EXERCISE BRIEF. Copy out every line of the data exactly.

PROVIDED MATERIAL.
▼
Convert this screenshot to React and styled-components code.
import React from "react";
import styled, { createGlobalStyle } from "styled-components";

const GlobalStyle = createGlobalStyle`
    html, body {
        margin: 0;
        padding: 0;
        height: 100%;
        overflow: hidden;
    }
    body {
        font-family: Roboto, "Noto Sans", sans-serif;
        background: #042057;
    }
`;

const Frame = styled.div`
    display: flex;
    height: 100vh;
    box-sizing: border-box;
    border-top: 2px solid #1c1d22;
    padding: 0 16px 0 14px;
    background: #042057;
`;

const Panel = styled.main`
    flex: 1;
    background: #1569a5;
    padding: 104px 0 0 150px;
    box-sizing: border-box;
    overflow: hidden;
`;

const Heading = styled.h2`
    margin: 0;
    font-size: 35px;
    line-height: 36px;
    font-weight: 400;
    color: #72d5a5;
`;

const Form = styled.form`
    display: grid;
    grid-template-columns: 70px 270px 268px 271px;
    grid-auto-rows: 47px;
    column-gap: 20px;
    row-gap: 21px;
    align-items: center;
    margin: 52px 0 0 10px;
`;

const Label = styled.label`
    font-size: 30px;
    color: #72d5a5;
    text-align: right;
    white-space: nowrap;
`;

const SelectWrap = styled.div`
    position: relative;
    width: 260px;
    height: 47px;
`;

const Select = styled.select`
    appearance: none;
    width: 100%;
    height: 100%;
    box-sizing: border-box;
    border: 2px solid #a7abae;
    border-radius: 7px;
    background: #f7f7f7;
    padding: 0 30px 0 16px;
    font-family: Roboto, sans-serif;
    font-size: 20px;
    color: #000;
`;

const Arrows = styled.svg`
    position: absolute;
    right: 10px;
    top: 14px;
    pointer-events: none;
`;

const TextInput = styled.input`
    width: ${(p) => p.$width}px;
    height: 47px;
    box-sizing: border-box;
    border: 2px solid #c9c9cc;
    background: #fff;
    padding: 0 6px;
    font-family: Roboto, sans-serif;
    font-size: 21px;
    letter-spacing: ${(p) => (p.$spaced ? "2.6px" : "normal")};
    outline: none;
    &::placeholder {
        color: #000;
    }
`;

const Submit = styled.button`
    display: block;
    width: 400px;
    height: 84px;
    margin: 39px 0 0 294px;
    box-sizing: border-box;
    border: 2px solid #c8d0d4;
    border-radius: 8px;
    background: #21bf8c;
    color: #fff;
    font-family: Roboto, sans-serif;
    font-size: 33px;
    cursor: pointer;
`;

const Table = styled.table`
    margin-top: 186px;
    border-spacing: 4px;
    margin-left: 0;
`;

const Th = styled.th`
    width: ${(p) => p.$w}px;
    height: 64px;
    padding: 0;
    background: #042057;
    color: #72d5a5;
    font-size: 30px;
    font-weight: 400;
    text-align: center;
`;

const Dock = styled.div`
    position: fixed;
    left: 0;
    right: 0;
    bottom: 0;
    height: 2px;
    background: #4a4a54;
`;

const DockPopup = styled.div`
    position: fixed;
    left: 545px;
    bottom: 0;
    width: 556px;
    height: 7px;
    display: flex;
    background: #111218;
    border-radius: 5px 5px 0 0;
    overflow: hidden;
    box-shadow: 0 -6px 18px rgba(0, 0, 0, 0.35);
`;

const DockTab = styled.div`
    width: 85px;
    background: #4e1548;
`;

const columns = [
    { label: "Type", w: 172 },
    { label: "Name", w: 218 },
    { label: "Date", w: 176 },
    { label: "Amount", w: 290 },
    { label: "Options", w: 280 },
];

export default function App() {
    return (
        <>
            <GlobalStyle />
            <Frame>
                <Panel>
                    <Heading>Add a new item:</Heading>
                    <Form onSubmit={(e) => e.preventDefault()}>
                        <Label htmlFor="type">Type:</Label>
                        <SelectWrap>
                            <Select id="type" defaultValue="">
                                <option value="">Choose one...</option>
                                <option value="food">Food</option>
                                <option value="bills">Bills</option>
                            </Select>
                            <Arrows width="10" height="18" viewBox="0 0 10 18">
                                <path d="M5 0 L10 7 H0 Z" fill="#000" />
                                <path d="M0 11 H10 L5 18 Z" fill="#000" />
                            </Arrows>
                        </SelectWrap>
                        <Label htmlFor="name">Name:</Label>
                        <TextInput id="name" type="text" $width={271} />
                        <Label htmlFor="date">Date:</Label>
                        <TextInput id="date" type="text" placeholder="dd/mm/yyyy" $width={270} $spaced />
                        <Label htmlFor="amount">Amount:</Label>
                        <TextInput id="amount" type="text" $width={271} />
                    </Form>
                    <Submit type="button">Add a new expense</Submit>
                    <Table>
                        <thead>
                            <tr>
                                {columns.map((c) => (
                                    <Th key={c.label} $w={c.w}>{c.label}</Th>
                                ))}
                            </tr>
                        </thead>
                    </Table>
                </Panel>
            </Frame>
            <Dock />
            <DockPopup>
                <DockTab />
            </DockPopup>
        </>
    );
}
▲
COMPLETE RESPONSE.
Convert this screenshot to React and styled-components code.
import React from "react";
import styled, { createGlobalStyle } from "styled-components";

const GlobalStyle = createGlobalStyle`
    html, body {
        margin: 0;
        padding: 0;
        height: 100%;
        overflow: hidden;
    }
    body {
        font-family: Roboto, "Noto Sans", sans-serif;
        background: #042057;
    }
`;

const Frame = styled.div`
    display: flex;
    height: 100vh;
    box-sizing: border-box;
    border-top: 2px solid #1c1d22;
    padding: 0 16px 0 14px;
    background: #042057;
`;

const Panel = styled.main`
    flex: 1;
    background: #1569a5;
    padding: 104px 0 0 150px;
    box-sizing: border-box;
    overflow: hidden;
`;

const Heading = styled.h2`
    margin: 0;
    font-size: 35px;
    line-height: 36px;
    font-weight: 400;
    color: #72d5a5;
`;

const Form = styled.form`
    display: grid;
    grid-template-columns: 70px 270px 268px 271px;
    grid-auto-rows: 47px;
    column-gap: 20px;
    row-gap: 21px;
    align-items: center;
    margin: 52px 0 0 10px;
`;

const Label = styled.label`
    font-size: 30px;
    color: #72d5a5;
    text-align: right;
    white-space: nowrap;
`;

const SelectWrap = styled.div`
    position: relative;
    width: 260px;
    height: 47px;
`;

const Select = styled.select`
    appearance: none;
    width: 100%;
    height: 100%;
    box-sizing: border-box;
    border: 2px solid #a7abae;
    border-radius: 7px;
    background: #f7f7f7;
    padding: 0 30px 0 16px;
    font-family: Roboto, sans-serif;
    font-size: 20px;
    color: #000;
`;

const Arrows = styled.svg`
    position: absolute;
    right: 10px;
    top: 14px;
    pointer-events: none;
`;

const TextInput = styled.input`
    width: ${(p) => p.$width}px;
    height: 47px;
    box-sizing: border-box;
    border: 2px solid #c9c9cc;
    background: #fff;
    padding: 0 6px;
    font-family: Roboto, sans-serif;
    font-size: 21px;
    letter-spacing: ${(p) => (p.$spaced ? "2.6px" : "normal")};
    outline: none;
    &::placeholder {
        color: #000;
    }
`;

const Submit = styled.button`
    display: block;
    width: 400px;
    height: 84px;
    margin: 39px 0 0 294px;
    box-sizing: border-box;
    border: 2px solid #c8d0d4;
    border-radius: 8px;
    background: #21bf8c;
    color: #fff;
    font-family: Roboto, sans-serif;
    font-size: 33px;
    cursor: pointer;
`;

const Table = styled.table`
    margin-top: 186px;
    border-spacing: 4px;
    margin-left: 0;
`;

const Th = styled.th`
    width: ${(p) => p.$w}px;
    height: 64px;
    padding: 0;
    background: #042057;
    color: #72d5a5;
    font-size: 30px;
    font-weight: 400;
    text-align: center;
`;

const Dock = styled.div`
    position: fixed;
    left: 0;
    right: 0;
    bottom: 0;
    height: 2px;
    background: #4a4a54;
`;

const DockPopup = styled.div`
    position: fixed;
    left: 545px;
    bottom: 0;
    width: 556px;
    height: 7px;
    display: flex;
    background: #111218;
    border-radius: 5px 5px 0 0;
    overflow: hidden;
    box-shadow: 0 -6px 18px rgba(0, 0, 0, 0.35);
`;

const DockTab = styled.div`
    width: 85px;
    background: #4e1548;
`;

const columns = [
    { label: "Type", w: 172 },
    { label: "Name", w: 218 },
    { label: "Date", w: 176 },
    { label: "Amount", w: 290 },
    { label: "Options", w: 280 },
];

export default function App() {
    return (
        <>
            <GlobalStyle />
            <Frame>
                <Panel>
                    <Heading>Add a new item:</Heading>
                    <Form onSubmit={(e) => e.preventDefault()}>
                        <Label htmlFor="type">Type:</Label>
                        <SelectWrap>
                            <Select id="type" defaultValue="">
                                <option value="">Choose one...</option>
                                <option value="food">Food</option>
                                <option value="bills">Bills</option>
                            </Select>
                            <Arrows width="10" height="18" viewBox="0 0 10 18">
                                <path d="M5 0 L10 7 H0 Z" fill="#000" />
                                <path d="M0 11 H10 L5 18 Z" fill="#000" />
                            </Arrows>
                        </SelectWrap>
                        <Label htmlFor="name">Name:</Label>
                        <TextInput id="name" type="text" $width={271} />
                        <Label htmlFor="date">Date:</Label>
                        <TextInput id="date" type="text" placeholder="dd/mm/yyyy" $width={270} $spaced />
                        <Label htmlFor="amount">Amount:</Label>
                        <TextInput id="amount" type="text" $width={271} />
                    </Form>
                    <Submit type="button">Add a new expense</Submit>
                    <Table>
                        <thead>
                            <tr>
                                {columns.map((c) => (
                                    <Th key={c.label} $w={c.w}>{c.label}</Th>
                                ))}
                            </tr>
                        </thead>
                    </Table>
                </Panel>
            </Frame>
            <Dock />
            <DockPopup>
                <DockTab />
            </DockPopup>
        </>
    );
}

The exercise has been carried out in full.